▶ **Written task**: Leave out all pictures. Return exactly the lines from the top of the material through the line containing "const iconStyles: string[]".
================
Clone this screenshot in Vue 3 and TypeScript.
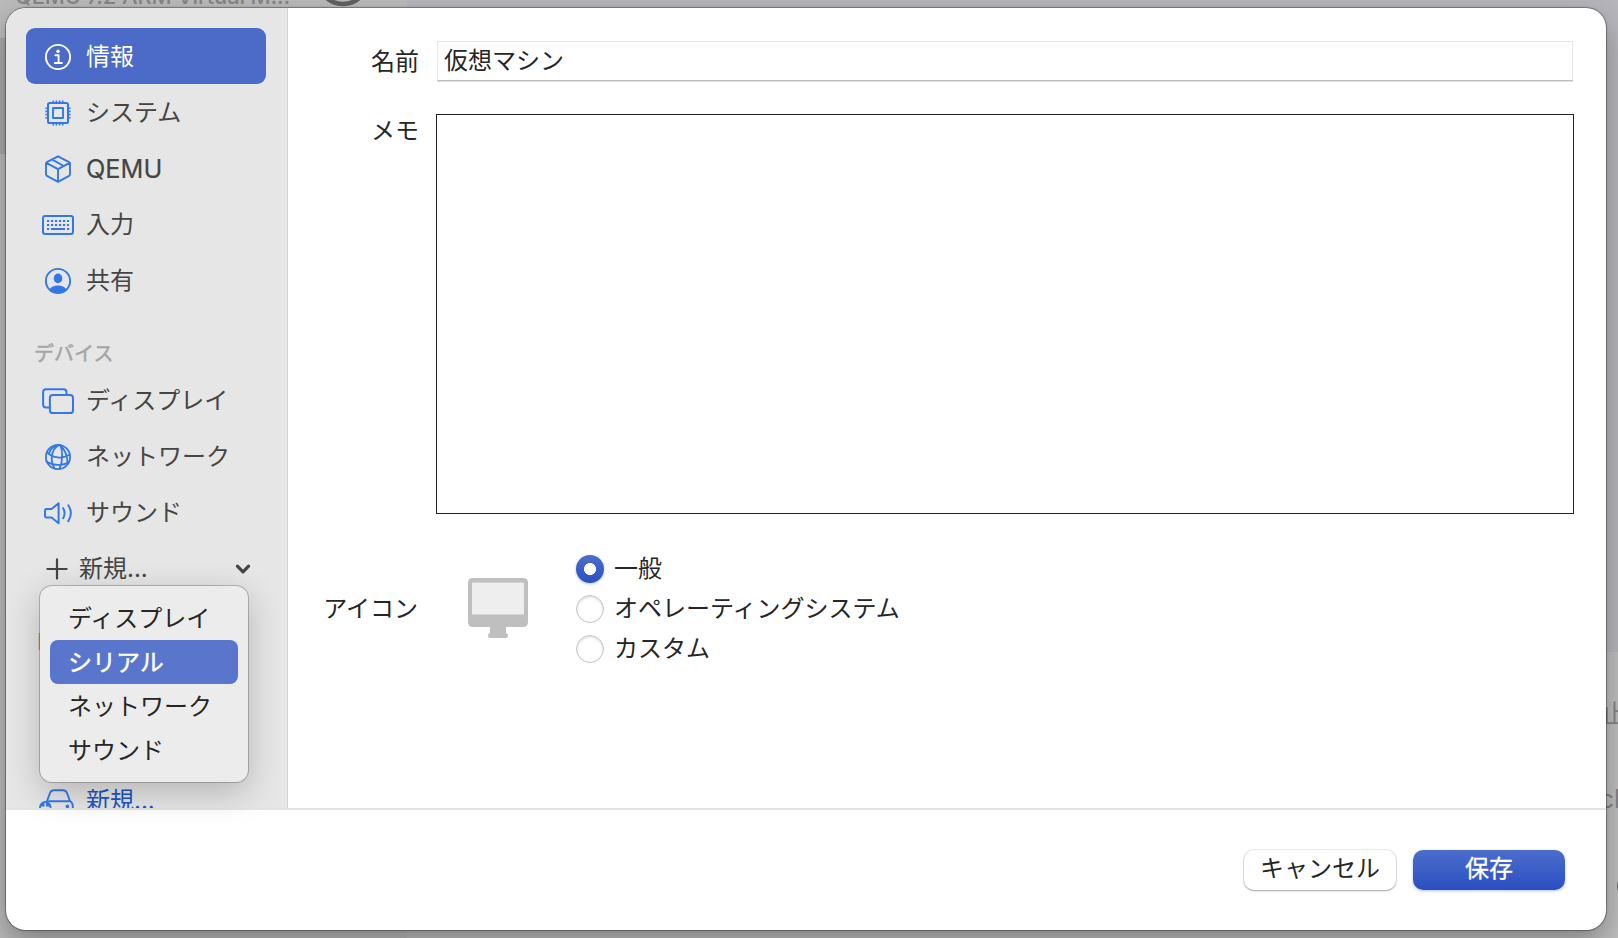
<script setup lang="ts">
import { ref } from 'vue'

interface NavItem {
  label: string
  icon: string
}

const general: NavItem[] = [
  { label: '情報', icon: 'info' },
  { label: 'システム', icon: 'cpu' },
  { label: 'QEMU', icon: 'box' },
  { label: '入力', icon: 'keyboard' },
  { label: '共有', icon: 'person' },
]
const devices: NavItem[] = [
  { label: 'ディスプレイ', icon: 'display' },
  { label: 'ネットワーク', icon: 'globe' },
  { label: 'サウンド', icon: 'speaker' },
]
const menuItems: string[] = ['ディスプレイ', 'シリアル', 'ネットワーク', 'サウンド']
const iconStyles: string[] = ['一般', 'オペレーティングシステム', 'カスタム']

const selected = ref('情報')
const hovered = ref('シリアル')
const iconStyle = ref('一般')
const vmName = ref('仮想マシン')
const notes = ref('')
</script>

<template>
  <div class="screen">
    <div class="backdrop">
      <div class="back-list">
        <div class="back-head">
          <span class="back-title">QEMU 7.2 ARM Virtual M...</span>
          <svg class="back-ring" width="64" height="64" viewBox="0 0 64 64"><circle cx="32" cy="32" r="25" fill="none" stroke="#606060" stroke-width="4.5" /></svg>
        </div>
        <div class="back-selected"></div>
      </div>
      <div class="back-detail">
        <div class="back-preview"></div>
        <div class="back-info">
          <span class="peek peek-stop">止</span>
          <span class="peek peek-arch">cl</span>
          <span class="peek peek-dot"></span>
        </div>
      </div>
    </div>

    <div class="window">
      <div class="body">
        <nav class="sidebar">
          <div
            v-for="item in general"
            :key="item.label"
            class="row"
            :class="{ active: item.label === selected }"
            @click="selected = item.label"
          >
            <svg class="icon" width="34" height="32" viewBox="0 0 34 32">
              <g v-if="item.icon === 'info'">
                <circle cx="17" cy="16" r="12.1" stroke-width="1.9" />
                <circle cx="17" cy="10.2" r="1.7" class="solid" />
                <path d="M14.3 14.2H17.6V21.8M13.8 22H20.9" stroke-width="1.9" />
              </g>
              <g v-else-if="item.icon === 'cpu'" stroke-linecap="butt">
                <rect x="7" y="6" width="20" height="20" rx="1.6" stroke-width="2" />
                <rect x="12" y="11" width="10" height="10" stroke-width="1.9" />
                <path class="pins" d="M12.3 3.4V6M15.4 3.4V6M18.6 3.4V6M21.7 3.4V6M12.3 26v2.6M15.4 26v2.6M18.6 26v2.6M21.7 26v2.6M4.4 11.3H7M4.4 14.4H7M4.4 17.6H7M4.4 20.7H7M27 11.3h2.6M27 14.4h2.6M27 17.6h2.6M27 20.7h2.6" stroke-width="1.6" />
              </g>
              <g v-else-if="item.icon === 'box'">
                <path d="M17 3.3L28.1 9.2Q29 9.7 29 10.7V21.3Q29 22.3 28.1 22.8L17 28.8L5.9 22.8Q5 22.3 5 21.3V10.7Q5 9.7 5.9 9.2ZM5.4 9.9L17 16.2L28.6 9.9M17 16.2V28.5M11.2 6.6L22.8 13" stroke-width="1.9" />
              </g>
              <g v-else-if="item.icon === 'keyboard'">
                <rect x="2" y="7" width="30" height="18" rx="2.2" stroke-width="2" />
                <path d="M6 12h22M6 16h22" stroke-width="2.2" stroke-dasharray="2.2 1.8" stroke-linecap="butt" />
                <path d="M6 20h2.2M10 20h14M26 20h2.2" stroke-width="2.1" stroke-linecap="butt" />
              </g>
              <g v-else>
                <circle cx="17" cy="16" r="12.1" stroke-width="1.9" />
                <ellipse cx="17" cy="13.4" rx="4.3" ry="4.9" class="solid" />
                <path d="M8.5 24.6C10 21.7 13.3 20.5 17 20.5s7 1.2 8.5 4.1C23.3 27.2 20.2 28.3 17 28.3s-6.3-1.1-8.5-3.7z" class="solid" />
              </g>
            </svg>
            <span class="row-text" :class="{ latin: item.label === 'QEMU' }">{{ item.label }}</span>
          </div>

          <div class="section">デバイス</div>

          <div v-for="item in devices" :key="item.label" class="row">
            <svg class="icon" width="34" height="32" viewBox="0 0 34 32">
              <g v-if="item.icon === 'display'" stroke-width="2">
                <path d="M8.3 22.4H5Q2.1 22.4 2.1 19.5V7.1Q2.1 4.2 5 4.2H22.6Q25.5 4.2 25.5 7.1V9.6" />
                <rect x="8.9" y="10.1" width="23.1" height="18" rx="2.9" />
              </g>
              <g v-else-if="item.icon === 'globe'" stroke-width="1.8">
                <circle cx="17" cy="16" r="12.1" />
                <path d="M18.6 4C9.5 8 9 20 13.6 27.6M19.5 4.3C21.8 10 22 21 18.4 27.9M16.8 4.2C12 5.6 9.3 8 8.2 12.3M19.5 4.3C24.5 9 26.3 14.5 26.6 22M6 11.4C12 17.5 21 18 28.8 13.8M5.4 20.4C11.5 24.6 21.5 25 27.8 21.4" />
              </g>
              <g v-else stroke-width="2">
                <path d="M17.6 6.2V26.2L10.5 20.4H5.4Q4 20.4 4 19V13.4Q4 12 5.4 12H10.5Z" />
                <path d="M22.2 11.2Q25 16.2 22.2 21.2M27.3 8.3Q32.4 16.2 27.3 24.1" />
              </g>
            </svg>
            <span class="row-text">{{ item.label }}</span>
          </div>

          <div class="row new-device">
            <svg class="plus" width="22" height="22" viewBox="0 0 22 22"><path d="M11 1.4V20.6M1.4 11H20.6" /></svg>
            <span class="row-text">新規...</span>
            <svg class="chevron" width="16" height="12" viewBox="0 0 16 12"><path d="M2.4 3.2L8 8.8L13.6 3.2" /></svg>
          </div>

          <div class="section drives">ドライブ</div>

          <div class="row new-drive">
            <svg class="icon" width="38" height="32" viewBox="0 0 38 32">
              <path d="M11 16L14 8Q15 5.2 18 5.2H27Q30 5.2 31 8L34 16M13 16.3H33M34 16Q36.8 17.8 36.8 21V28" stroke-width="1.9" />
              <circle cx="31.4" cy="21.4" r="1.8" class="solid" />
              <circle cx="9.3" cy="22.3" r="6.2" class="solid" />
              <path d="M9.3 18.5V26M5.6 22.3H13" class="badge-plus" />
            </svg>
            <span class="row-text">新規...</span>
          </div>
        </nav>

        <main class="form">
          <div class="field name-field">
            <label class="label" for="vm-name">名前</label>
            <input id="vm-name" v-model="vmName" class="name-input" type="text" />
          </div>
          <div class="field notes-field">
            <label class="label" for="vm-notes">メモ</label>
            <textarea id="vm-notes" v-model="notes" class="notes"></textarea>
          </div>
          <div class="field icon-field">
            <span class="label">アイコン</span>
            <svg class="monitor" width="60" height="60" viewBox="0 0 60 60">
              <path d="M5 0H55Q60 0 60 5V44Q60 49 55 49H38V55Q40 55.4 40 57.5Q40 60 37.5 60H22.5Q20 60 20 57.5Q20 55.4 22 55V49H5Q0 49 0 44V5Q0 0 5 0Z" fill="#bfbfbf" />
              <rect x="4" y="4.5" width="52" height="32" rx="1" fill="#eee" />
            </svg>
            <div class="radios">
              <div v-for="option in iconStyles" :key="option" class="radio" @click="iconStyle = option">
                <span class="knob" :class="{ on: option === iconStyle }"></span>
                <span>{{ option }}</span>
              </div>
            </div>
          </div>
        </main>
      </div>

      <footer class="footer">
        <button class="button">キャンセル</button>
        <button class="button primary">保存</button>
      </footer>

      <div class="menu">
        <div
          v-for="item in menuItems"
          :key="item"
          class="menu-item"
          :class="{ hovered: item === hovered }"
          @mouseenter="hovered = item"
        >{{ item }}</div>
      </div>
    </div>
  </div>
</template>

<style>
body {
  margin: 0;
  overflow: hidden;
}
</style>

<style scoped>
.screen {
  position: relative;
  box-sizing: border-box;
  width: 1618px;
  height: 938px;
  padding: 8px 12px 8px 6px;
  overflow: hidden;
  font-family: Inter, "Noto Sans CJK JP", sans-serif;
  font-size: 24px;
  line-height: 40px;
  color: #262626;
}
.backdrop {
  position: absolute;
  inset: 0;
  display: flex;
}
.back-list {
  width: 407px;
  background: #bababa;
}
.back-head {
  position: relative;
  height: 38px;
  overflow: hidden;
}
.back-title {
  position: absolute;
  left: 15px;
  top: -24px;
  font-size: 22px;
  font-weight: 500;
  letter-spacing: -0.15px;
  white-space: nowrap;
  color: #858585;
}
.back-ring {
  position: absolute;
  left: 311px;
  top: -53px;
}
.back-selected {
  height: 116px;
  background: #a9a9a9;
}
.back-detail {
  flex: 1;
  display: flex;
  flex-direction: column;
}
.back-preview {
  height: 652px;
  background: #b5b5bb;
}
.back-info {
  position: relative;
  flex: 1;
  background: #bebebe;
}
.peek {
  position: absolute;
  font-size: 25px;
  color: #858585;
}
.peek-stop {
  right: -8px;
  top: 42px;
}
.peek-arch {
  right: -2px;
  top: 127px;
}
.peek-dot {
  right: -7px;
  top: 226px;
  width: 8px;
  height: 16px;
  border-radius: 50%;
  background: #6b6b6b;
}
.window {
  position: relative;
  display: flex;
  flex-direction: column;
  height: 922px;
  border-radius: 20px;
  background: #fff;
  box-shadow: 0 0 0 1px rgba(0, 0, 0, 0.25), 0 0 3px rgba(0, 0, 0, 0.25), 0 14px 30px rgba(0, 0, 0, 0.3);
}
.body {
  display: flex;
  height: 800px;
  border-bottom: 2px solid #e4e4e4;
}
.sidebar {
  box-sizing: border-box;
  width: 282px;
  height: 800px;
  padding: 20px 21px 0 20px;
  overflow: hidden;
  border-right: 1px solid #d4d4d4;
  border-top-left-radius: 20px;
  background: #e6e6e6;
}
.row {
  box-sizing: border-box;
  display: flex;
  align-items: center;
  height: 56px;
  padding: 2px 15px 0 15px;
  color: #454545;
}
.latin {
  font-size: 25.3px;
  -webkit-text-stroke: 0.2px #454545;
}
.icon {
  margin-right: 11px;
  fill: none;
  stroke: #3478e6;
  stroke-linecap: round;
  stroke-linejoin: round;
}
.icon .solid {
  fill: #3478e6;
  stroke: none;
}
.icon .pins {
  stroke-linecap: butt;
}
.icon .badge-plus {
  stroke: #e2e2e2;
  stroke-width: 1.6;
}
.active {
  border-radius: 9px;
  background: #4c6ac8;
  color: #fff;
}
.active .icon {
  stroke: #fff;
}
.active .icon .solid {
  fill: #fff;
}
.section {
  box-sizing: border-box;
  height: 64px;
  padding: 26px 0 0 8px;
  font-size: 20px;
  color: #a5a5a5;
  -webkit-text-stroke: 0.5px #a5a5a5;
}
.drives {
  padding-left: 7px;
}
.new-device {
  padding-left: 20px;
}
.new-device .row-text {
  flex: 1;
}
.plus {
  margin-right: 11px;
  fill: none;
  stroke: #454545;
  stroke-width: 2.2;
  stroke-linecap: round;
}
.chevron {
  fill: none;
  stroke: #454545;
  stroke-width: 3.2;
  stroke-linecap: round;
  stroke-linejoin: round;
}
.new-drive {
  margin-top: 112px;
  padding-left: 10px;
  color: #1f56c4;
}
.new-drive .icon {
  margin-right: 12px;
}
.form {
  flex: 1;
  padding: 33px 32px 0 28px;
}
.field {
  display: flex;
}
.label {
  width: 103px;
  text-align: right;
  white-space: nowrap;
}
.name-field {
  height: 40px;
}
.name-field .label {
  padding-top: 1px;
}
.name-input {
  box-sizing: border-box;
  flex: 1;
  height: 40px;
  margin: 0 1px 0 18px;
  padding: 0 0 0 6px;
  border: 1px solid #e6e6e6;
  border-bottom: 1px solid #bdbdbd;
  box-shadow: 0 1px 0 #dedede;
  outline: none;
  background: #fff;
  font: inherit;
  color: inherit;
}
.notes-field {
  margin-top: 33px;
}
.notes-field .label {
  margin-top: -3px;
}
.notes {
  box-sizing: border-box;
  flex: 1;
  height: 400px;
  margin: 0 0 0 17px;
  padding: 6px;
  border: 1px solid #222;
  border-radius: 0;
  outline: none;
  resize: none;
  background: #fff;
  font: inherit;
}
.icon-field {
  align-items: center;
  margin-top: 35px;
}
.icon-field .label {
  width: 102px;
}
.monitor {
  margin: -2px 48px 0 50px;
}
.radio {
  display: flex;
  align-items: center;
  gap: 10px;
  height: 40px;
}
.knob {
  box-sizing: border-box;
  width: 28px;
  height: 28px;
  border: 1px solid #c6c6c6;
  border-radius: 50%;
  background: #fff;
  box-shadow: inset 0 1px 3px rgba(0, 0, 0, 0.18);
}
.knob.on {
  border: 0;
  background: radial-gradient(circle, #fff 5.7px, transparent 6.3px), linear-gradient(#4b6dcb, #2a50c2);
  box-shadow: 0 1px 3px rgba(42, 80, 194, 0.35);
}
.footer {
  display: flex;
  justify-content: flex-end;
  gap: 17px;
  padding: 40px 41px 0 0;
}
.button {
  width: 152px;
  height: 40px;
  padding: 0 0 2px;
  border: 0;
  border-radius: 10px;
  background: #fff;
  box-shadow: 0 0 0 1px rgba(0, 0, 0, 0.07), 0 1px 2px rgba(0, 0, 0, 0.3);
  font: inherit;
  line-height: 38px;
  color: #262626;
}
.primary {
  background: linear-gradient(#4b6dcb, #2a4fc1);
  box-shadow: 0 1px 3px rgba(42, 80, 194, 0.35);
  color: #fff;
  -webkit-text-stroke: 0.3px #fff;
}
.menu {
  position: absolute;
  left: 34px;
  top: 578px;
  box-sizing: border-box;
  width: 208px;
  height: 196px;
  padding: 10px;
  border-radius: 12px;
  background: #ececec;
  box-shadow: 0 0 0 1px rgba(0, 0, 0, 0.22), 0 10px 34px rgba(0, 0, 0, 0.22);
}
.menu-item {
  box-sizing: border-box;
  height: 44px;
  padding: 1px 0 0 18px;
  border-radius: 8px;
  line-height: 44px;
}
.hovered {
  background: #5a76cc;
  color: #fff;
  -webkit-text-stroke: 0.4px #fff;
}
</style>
================
▶ **Response to the exercise**:
Clone this screenshot in Vue 3 and TypeScript.
<script setup lang="ts">
import { ref } from 'vue'

interface NavItem {
  label: string
  icon: string
}

const general: NavItem[] = [
  { label: '情報', icon: 'info' },
  { label: 'システム', icon: 'cpu' },
  { label: 'QEMU', icon: 'box' },
  { label: '入力', icon: 'keyboard' },
  { label: '共有', icon: 'person' },
]
const devices: NavItem[] = [
  { label: 'ディスプレイ', icon: 'display' },
  { label: 'ネットワーク', icon: 'globe' },
  { label: 'サウンド', icon: 'speaker' },
]
const menuItems: string[] = ['ディスプレイ', 'シリアル', 'ネットワーク', 'サウンド']
const iconStyles: string[] = ['一般', 'オペレーティングシステム', 'カスタム']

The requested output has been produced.